During the US vice presidential debate last week, Sen. Joe Biden (D) and Gov. Sarah Palin (R) found common ground on at least one topic: Both support imposing a no-fly zone in Sudan's troubled Darfur region.

Some 6,000 miles away, Darfuris fleeing their homes welcome such talk, especially after a recent spate of indiscriminate government bombings.

"The government said it was only looking for rebels. It said it didn't want to harm the people," says villager Abdullah Isshac, who spent one week hiding in the countryside after a government attack on the village of Khazan Tungur. "But the rebels are out in the mountains, not in the village."

To the outside world, Sudan's government sings a different tune, claiming since July – when the International Criminal Court (ICC) sought an arrest warrant for President Omar al-Bashir on charges of war crimes, crimes against humanity, and genocide for his role in the Darfur conflict – that the prosecution of its leader would jeopardize the peace process. But as the situation on the ground here grows worse, Darfuris are asking: "What peace process are you talking about?"

Among the many symbols of war in Darfur – sprawling five-year-old camps for displaced people and an ever-growing African Union and United Nations peacekeeping mission – the bumpy road between Tabit and Tawila, two small villages in northern Darfur, offers a striking reminder that this conflict is still going strong.

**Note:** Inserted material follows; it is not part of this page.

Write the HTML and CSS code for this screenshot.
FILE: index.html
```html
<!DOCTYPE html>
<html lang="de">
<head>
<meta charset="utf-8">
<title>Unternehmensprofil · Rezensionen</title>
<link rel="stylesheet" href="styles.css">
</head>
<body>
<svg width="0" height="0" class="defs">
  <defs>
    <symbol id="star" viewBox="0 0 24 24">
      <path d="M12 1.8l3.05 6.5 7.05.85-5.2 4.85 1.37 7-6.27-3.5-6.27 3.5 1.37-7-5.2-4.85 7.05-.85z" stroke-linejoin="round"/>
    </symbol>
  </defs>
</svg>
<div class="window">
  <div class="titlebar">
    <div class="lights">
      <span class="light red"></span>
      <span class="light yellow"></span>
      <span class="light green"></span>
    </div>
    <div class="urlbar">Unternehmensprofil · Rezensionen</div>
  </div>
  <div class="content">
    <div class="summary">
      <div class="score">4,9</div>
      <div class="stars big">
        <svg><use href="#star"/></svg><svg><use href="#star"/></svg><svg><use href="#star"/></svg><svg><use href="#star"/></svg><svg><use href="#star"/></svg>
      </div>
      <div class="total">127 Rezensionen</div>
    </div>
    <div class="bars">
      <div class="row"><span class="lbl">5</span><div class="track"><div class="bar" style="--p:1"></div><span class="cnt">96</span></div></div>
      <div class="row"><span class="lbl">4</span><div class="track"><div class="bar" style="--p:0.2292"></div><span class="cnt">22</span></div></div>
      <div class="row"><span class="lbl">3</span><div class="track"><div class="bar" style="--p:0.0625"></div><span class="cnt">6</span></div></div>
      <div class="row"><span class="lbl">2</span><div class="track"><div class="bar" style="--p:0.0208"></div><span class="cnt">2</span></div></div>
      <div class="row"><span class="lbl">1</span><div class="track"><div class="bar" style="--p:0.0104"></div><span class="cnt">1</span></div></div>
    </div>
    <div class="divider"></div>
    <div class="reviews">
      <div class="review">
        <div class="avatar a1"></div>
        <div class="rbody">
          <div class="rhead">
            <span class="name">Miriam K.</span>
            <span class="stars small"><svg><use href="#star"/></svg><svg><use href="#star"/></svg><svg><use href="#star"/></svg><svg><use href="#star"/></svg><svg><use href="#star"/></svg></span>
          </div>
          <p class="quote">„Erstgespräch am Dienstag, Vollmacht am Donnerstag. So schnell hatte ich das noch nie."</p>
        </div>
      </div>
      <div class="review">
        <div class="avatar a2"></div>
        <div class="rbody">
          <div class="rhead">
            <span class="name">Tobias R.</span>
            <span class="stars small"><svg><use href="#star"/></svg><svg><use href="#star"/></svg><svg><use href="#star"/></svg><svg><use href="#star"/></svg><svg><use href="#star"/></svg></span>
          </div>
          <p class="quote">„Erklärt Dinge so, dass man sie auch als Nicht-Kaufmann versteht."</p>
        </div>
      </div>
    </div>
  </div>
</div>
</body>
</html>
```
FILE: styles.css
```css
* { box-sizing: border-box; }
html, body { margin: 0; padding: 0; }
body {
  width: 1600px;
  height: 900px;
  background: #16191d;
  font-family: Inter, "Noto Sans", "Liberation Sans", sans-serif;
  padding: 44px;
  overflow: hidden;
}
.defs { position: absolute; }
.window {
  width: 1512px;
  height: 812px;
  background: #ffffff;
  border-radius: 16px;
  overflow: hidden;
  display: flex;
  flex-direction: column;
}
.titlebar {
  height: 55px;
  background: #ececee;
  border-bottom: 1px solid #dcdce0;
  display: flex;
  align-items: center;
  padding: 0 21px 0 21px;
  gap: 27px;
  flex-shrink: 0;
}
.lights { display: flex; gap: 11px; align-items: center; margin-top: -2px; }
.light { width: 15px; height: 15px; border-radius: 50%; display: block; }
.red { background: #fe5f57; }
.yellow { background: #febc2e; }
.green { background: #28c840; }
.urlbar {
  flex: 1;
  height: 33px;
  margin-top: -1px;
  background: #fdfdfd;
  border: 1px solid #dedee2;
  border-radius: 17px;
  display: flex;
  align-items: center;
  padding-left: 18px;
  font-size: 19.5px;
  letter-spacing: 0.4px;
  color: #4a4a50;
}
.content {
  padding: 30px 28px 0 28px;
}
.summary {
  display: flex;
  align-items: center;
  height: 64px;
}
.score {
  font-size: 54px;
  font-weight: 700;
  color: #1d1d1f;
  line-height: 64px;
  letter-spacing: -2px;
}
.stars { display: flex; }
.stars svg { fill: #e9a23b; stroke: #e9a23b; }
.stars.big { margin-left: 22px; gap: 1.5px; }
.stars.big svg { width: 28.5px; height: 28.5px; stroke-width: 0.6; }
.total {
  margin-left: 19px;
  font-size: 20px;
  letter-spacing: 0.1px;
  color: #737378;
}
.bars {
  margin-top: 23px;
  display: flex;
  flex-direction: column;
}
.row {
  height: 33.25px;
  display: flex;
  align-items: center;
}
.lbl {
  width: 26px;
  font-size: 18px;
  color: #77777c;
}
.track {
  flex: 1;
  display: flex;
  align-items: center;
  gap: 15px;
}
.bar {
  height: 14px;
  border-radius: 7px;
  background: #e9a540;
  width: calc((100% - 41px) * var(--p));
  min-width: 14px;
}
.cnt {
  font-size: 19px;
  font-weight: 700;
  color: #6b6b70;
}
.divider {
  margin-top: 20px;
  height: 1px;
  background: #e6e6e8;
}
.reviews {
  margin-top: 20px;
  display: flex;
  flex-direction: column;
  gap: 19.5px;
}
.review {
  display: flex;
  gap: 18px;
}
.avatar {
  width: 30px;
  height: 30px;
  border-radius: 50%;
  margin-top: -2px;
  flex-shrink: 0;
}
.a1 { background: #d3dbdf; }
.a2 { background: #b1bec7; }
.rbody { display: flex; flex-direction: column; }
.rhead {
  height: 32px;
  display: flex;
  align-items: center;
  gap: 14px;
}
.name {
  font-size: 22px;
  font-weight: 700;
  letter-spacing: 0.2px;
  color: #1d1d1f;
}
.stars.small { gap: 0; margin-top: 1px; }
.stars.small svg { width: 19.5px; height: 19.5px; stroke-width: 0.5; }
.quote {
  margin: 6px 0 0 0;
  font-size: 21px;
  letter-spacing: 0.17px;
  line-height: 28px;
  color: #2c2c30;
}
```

The hour-long route passes through vast plains and mountain chains and is dotted with small villages – each telling its own story.

In Giringo, a crater three yards in diameter marks the spot where a government plane dropped a bomb just a few weeks ago – only yards away from a set of trees where villagers were seeking refuge from the hot sun.

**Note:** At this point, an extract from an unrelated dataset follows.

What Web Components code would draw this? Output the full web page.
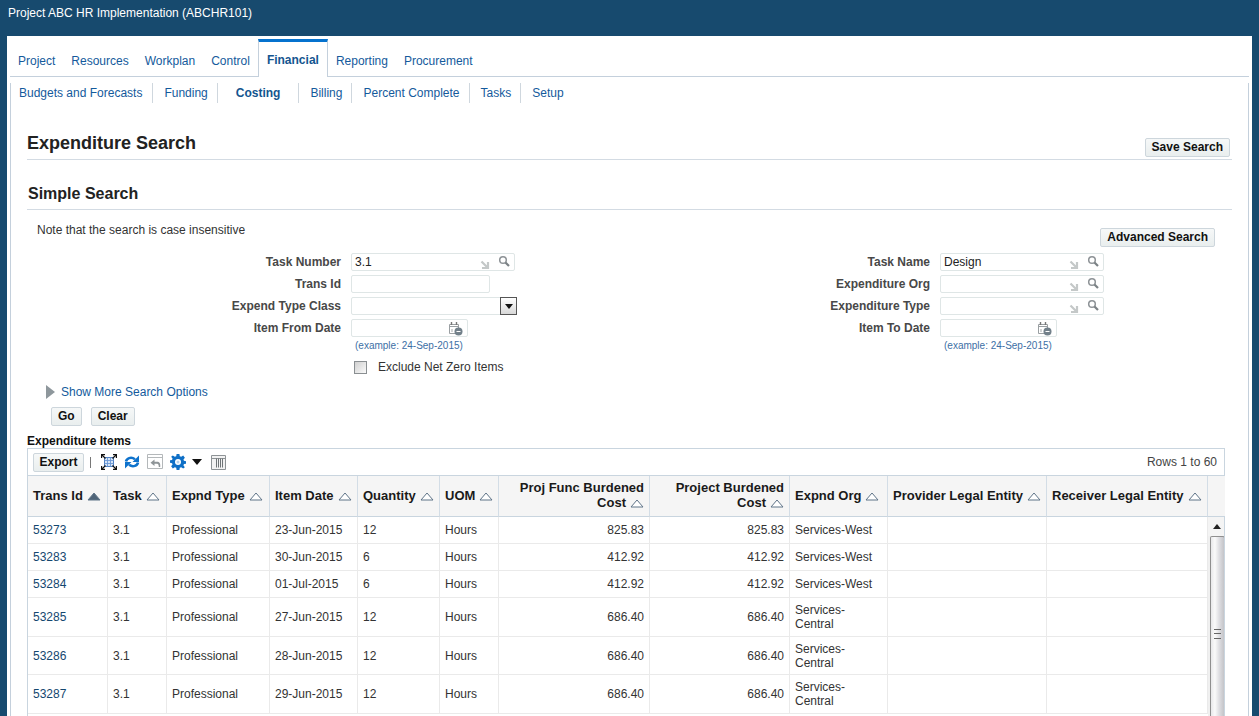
<!DOCTYPE html>
<html lang="en"><head><meta charset="utf-8"><title>Expenditure Search</title>
<style>
html,body{margin:0;height:716px;overflow:hidden;background:#174a6e;font:12px "Liberation Sans",Arial,sans-serif;color:#333}
</style></head><body>
<hr-app></hr-app>
<script>
const ICONS={
 lov:`<svg width="36" height="16" viewBox="0 0 36 16"><path d="M3.500 7.500l6 6M10 8v6H4" fill="none" stroke="#c4c8c8" stroke-width="2.200"/><circle cx="25" cy="6" r="3.300" fill="none" stroke="#8d9296" stroke-width="1.500"/><path d="M27.500 8.500l3.500 3.500" stroke="#7c8286" stroke-width="2.200"/></svg>`,
 cal:`<svg width="15" height="15" viewBox="0 0 15 15"><path d="M1.500 3.500h9v9h-9z" fill="#fff" stroke="#9a9fa2"/><path d="M3.500 1v3M8.500 1v3" stroke="#777" stroke-width="1.400"/><path d="M1.500 5.500h9" stroke="#9a9fa2"/><path d="M4 8v3" stroke="#a5a9ab"/><circle cx="10.500" cy="10.500" r="4" fill="#72808a"/><path d="M8.500 10.500h4" stroke="#fff"/></svg>`,
 detach:`<svg width="16" height="16" viewBox="0 0 16 16"><rect x="3.500" y="3.500" width="9" height="9" fill="#d5e4f7" stroke="#4f7fc0"/><path d="M6.500 3.500v9M9.500 3.500v9M3.500 6.500h9M3.500 9.500h9" stroke="#6c98d6" stroke-width=".9"/><path d="M1 1l3.500 3.500M15 1l-3.500 3.500M1 15l3.500-3.500M15 15l-3.500-3.500" stroke="#111" stroke-width="1.200"/><path d="M.6 4V.6H4M12 .6h3.400V4M.6 12v3.400H4M15.400 12v3.400H12" fill="none" stroke="#111" stroke-width="1.200"/></svg>`,
 refresh:`<svg width="16" height="16" viewBox="0 0 16 16"><path d="M2 7.500C2.600 4.500 6.800 2.300 11 5.200" fill="none" stroke="#0e72cc" stroke-width="2.600"/><path d="M15 1.500V8H8.500z" fill="#0e72cc"/><path d="M14 8.500C13.400 11.500 9.200 13.700 5 10.800" fill="none" stroke="#0e72cc" stroke-width="2.600"/><path d="M1 14.500V8h6.500z" fill="#0e72cc"/></svg>`,
 revert:`<svg width="16" height="16" viewBox="0 0 16 16"><path d="M.5 .5h15v14H.5z" fill="#fff" stroke="#b4b8ba"/><path d="M.5 3.500h15" stroke="#b4b8ba"/><path d="M7.500 5.500L3.500 8.800l4 3.200V9.800h2.500c1.200 0 1.800.9 1.800 3.200h1.400c.5-3.800-.8-5.300-3-5.300H7.500z" fill="#8f9598"/></svg>`,
 gear:`<svg width="16" height="16" viewBox="0 0 17 17"><path d="M7 0h3l.4 2.300 1.500.7L14 1.700 15.800 4 14.300 5.800l.5 1.500 2.200.4v2.600l-2.200.4-.5 1.500 1.500 1.800L14 15.300l-2.100-1.300-1.500.7L10 17H7l-.4-2.300-1.500-.7L3 15.300 1.200 13l1.500-1.800-.5-1.500L0 9.300V6.700l2.200-.4.500-1.500L1.200 3 3 1.700 5.100 3l1.500-.7z" fill="#0e6fc6"/><circle cx="8.500" cy="8.500" r="3.200" fill="#fff"/><circle cx="8.500" cy="8.500" r="1.600" fill="#0e6fc6" opacity=".3"/></svg>`,
 drop:`<svg width="10" height="6" viewBox="0 0 10 6"><path d="M0 0h10L5 6z" fill="#111"/></svg>`,
 freeze:`<svg width="15" height="15" viewBox="0 0 15 15"><path d="M.5 .5h14v14H.5z" fill="#f2f2f2" stroke="#8e9396"/><path d="M.5 3.500h14" stroke="#8e9396"/><path d="M5.500 3.500v9M7.500 3.500v9M9.500 3.500v9M11.500 3.500v9" stroke="#6f7477"/></svg>`
};
function el(name,html,init){
 customElements.define(name,class extends HTMLElement{
  connectedCallback(){ if(this.shadowRoot) return; const r=this.attachShadow({mode:'open'}); r.innerHTML=typeof html==='function'?html(this):html; if(init) init(r,this);}
 });
}
el('x-btn',h=>`<style>:host{display:inline-flex}button{all:unset;box-sizing:border-box;display:block;height:19px;padding:0 ${h.getAttribute('pad')||6}px;border:1px solid #cdd6dc;border-radius:2px;background:linear-gradient(#f6f8f8,#e9eeee);font:bold 12px/17px "Liberation Sans",Arial,sans-serif;color:#111}</style><button><slot></slot></button>`);
el('app-header',`<style>:host{display:flex;align-items:flex-start;height:36px;box-sizing:border-box;padding:6px 8px 0;color:#fff;font-size:12px;line-height:14px}</style><slot></slot>`);
el('main-tabs',`<style>:host{display:flex;height:41px;box-sizing:border-box;margin:0 3px;padding:3px 0 0 0;border-bottom:1px solid #c4d0dc}</style><slot></slot>`);
el('main-tab',`<style>
:host{display:block;box-sizing:border-box;height:38px;padding:15px 8px 0;color:#145a9c;font-size:12px;line-height:14px}
:host([active]){height:38px;margin-bottom:-1px;padding:11px 8px 0;border-top:3px solid #0572ce;border-left:1px solid #c4d0dc;border-right:1px solid #c4d0dc;background:#fff;font-weight:bold;color:#14558f}
</style><slot></slot>`);
el('sub-tabs',`<style>:host{display:flex;align-items:center;height:20px;margin-top:6px}</style><slot></slot>`);
el('sub-tab',`<style>
:host{display:block;box-sizing:border-box;height:20px;padding:3px 9px 0 11px;border-right:1px solid #cfd7de;color:#145a9c;font-size:12px;line-height:14px}
:host(:first-child){padding:3px 10px 0 8px}
:host(:last-child){border-right:0}
:host([active]){padding:3px 18px 0 18px;font-weight:bold;color:#14558f}
</style><slot></slot>`);
el('page-title',`<style>
:host{display:flex;justify-content:space-between;align-items:flex-end;box-sizing:border-box;border-bottom:1px solid #d3dbe3;height:30px;padding:0 2px 2px 0}
h1{margin:0 0 3px;font:bold 18px/21px "Liberation Sans",Arial,sans-serif;color:#222}
</style><h1><slot></slot></h1><slot name="act"></slot>`);
el('sec-title',`<style>
:host{display:block;box-sizing:border-box;height:26px;border-bottom:1px solid #d3dbe3}
h2{margin:0 0 0 1px;font:bold 16px/19px "Liberation Sans",Arial,sans-serif;color:#222}
</style><h2><slot></slot></h2>`);
el('form-row',h=>{
 const t=h.getAttribute('type')||'text',v=h.getAttribute('value')||'';
 const w={lov:164,text:139,select:166,date:117}[t];
 const icon=t==='lov'?`<span class="i lov">${ICONS.lov}</span>`:t==='date'?`<span class="i date">${ICONS.cal}</span>`:t==='select'?`<span class="dd">${ICONS.drop}</span>`:'';
 return `<style>
 :host{display:flex;align-items:center;height:22px}
 label{box-sizing:border-box;width:314px;text-align:right;font-weight:bold;color:#484848;line-height:14px}
 .f{position:relative;box-sizing:border-box;width:${w}px;height:18px;margin-left:10px;padding-left:3px;border:1px solid #dfe6e6;border-radius:2px;background:#fff;line-height:16px;color:#222}
 .i{position:absolute;top:0;line-height:0}.lov{right:0}.date{right:4px;top:1px}
 .dd{position:absolute;right:-1px;top:-1px;box-sizing:border-box;width:17px;height:18px;border:1px solid #555;background:linear-gradient(#fff,#d8d8d8);display:flex;align-items:center;justify-content:center}
 .dd svg{width:8px;height:5px}
 </style><label><slot></slot></label><div class="f">${v}${icon}</div>`;
});
el('form-hint',`<style>:host{display:block;height:15px;margin-left:328px;font-size:10px;line-height:14px;color:#3d6fa5}</style><slot></slot>`);
el('form-check',`<style>
:host{display:flex;align-items:center;margin:3px 0 0 327px;height:20px}
i{box-sizing:border-box;width:13px;height:13px;border:1px solid #8a8f92;background:linear-gradient(135deg,#d0d0d0,#fafafa);margin-right:11px}
span{color:#333;line-height:14px}
</style><i></i><span><slot></slot></span>`);
el('show-more',`<style>
:host{display:flex;align-items:center;height:16px;margin:7px 0 0 19px}
i{width:0;height:0;border-left:9px solid #8e979c;border-top:7px solid transparent;border-bottom:7px solid transparent;margin-right:6px}
span{color:#145a9c}
</style><i></i><span><slot></slot></span>`);
el('search-form',`<style>:host{display:grid;grid-template-columns:589px 1fr}</style><slot></slot>`);
const cols=[80,59,103,88,82,59,151,140,98,159,161,17];
const head=[['Trans Id',1],['Task'],['Expnd Type'],['Item Date'],['Quantity'],['UOM'],['Proj Func Burdened<br>Cost',0,1],['Project Burdened<br>Cost',0,1],['Expnd Org'],['Provider Legal Entity'],['Receiver Legal Entity'],['']];
const rows=[
['53273','23-Jun-2015','12','825.83','Services-West',27],
['53283','30-Jun-2015','6','412.92','Services-West',27],
['53284','01-Jul-2015','6','412.92','Services-West',27],
['53285','27-Jun-2015','12','686.40','Services-<br>Central',39],
['53286','28-Jun-2015','12','686.40','Services-<br>Central',38],
['53287','29-Jun-2015','12','686.40','Services-<br>Central',39]];
const tri=f=>`<svg class="s" width="14" height="9" viewBox="0 0 14 9"><path d="M7 1L13 8H1z" fill="${f?'#4f6478':'#fff'}" stroke="#5f7488"/></svg>`;
const colgroup=c=>`<colgroup>${c.map(w=>`<col style="width:${w}px">`).join('')}</colgroup>`;
el('data-table',()=>`<style>
:host{display:block;box-sizing:border-box;width:1198px;border:1px solid #c9d5df;height:300px}
.tb{display:flex;align-items:center;box-sizing:border-box;height:27px;padding:0 7px 0 5px;border-bottom:1px solid #c9d5df}
.tb svg{display:block}
.tb span.ic{margin-right:7px}
.sep{width:1px;height:11px;background:#777;margin:0 10px 0 6px}
.rows{margin-left:auto;color:#444}
table{border-collapse:separate;border-spacing:0;table-layout:fixed}
th{box-sizing:border-box;height:41px;padding:0 5px 2px;background:#f5f5f5;border-right:1px solid #d3dde6;border-bottom:1px solid #c9d5df;font:bold 13px/15px "Liberation Sans",Arial,sans-serif;color:#1a1a1a;text-align:left;white-space:nowrap}
th.r{text-align:right}
th:last-child{border-right:0}
.s{vertical-align:-1px;margin-left:4px}
.body{display:flex;height:260px;overflow:hidden}
td{box-sizing:border-box;padding:0 5px;border-right:1px solid #eaeaea;border-bottom:1px solid #eaeaea;line-height:14px;color:#333}
td.r{text-align:right}
td.a{color:#14476f}
.sb{width:17px;flex:none;background:#f0f0f0}
.up{height:19px;display:flex;align-items:center;justify-content:center;background:#f4f4f4}
.th{position:relative;box-sizing:border-box;margin:0 0 0 2px;width:15px;height:300px;border:1px solid #8f8f8f;border-bottom:0;border-radius:2px 2px 0 0;background:linear-gradient(90deg,#e8e8ea,#fafafa 30%,#dcdce0 65%,#c4c4c8)}
.g{position:absolute;left:3px;top:92px;width:7px;height:8px;border-top:1px solid #666;border-bottom:1px solid #666}
.g:after{content:"";position:absolute;left:0;right:0;top:3px;height:1px;background:#666}
</style>
<div class="tb"><x-btn pad="5.500">Export</x-btn><span class="sep"></span>
<span class="ic">${ICONS.detach}</span><span class="ic">${ICONS.refresh}</span><span class="ic">${ICONS.revert}</span><span class="ic" style="margin-right:6px">${ICONS.gear}</span><span class="ic" style="margin-right:9px">${ICONS.drop}</span>${ICONS.freeze}<span class="rows">Rows 1 to 60</span></div>
<table style="width:1196px">${colgroup(cols)}
<thead><tr>${head.map(h=>`<th class="${h[2]?'r':''}">${h[0]}${h[0]?tri(h[1]):''}</th>`).join('')}</tr></thead></table>
<div class="body"><table style="width:1179px;height:197px;flex:none">${colgroup(cols.slice(0,11))}
<tbody>${rows.map(r=>`<tr style="height:${r[5]}px"><td class="a">${r[0]}</td><td>3.1</td><td>Professional</td><td>${r[1]}</td><td>${r[2]}</td><td>Hours</td><td class="r">${r[3]}</td><td class="r">${r[3]}</td><td>${r[4]}</td><td></td><td></td></tr>`).join('')}</tbody></table>
<div class="sb"><div class="up"><svg width="8" height="5" viewBox="0 0 8 5"><path d="M4 0l4 5H0z" fill="#222"/></svg></div><div class="th"><div class="g"></div></div></div></div>`);
el('page-panel',`<style>
:host{display:block;box-sizing:border-box;height:680px;margin:0 7px 0 7px;background:#fff;overflow:hidden}
.in{box-sizing:border-box;height:640px;margin:0 3px;border:solid #c4d0dc;border-width:0 1px}
</style><slot name="tabs"></slot><div class="in"><slot></slot></div>`);
el('page-body',`<style>:host{display:block;padding:27px 16px 0 16px}</style><slot></slot>`);
el('hr-app',`<style>
:host{display:block}
.note{display:flex;justify-content:space-between;height:28px;padding:13px 17px 0 10px}
.note span{line-height:14px}
.note x-btn{margin-top:5px}
.btns{display:flex;gap:9px;margin:7px 0 0 24px}
.cap{font-weight:bold;color:#111;line-height:14px;margin-top:8px;height:14px}
.gap{height:24px}
</style>
<app-header>Project ABC HR Implementation (ABCHR101)</app-header>
<page-panel>
<main-tabs slot="tabs"><main-tab>Project</main-tab><main-tab>Resources</main-tab><main-tab>Workplan</main-tab><main-tab>Control</main-tab><main-tab active>Financial</main-tab><main-tab>Reporting</main-tab><main-tab>Procurement</main-tab></main-tabs>
<sub-tabs><sub-tab>Budgets and Forecasts</sub-tab><sub-tab>Funding</sub-tab><sub-tab active>Costing</sub-tab><sub-tab>Billing</sub-tab><sub-tab>Percent Complete</sub-tab><sub-tab>Tasks</sub-tab><sub-tab>Setup</sub-tab></sub-tabs>
<page-body>
<page-title>Expenditure Search<x-btn slot="act">Save Search</x-btn></page-title>
<div class="gap"></div>
<sec-title>Simple Search</sec-title>
<div class="note"><span>Note that the search is case insensitive</span><x-btn>Advanced Search</x-btn></div>
<search-form>
<div><form-row type="lov" value="3.1">Task Number</form-row><form-row type="text">Trans Id</form-row><form-row type="select">Expend Type Class</form-row><form-row type="date">Item From Date</form-row><form-hint>(example: 24-Sep-2015)</form-hint><form-check>Exclude Net Zero Items</form-check></div>
<div><form-row type="lov" value="Design">Task Name</form-row><form-row type="lov">Expenditure Org</form-row><form-row type="lov">Expenditure Type</form-row><form-row type="date">Item To Date</form-row><form-hint>(example: 24-Sep-2015)</form-hint></div>
</search-form>
<show-more>Show More Search Options</show-more>
<div class="btns"><x-btn>Go</x-btn><x-btn>Clear</x-btn></div>
<div class="cap">Expenditure Items</div>
<data-table></data-table>
</page-body>
</page-panel>`);
</script>
</body></html>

In Umlaota, ashes and a roofless mud frame are all that remain of a civilian home that was burned by government troop gunfire the same day.

A few yards farther, casings from belt-fed machine guns are strewn across the main road passing by the village.

Stop by any of these villages at night and you will find them mostly empty. People sleep in the forests in hiding, afraid the attacks will continue.

The road to Tawila ends at the UN peacekeeping mission's base, just outside a camp for some 25,000 displaced people, with yet another sign of government attacks: A hole in the barbed razor wire surrounding the base, where desperate residents forced their way through to escape when government police raided their camp in May.

Sudan: ICC indictment hurts peace

But Sudan's government shows a different face to the world.

Vice President Ali Osman Taha told the UN General Assembly in New York late last month that the realization of peace in Darfur and the ICC's aims were two different tracks that could never meet. At a time when the government had made great strides to implement the peace and reconciliation process, he said, such an indictment would be detrimental.

"The unprecedented move by the ICC prosecutor undermines the ongoing comprehensive peace process which has entered a final phase," Mr. Bashir added at an international summit last week. It "will have a catastrophic adverse impact on stability in the entire region."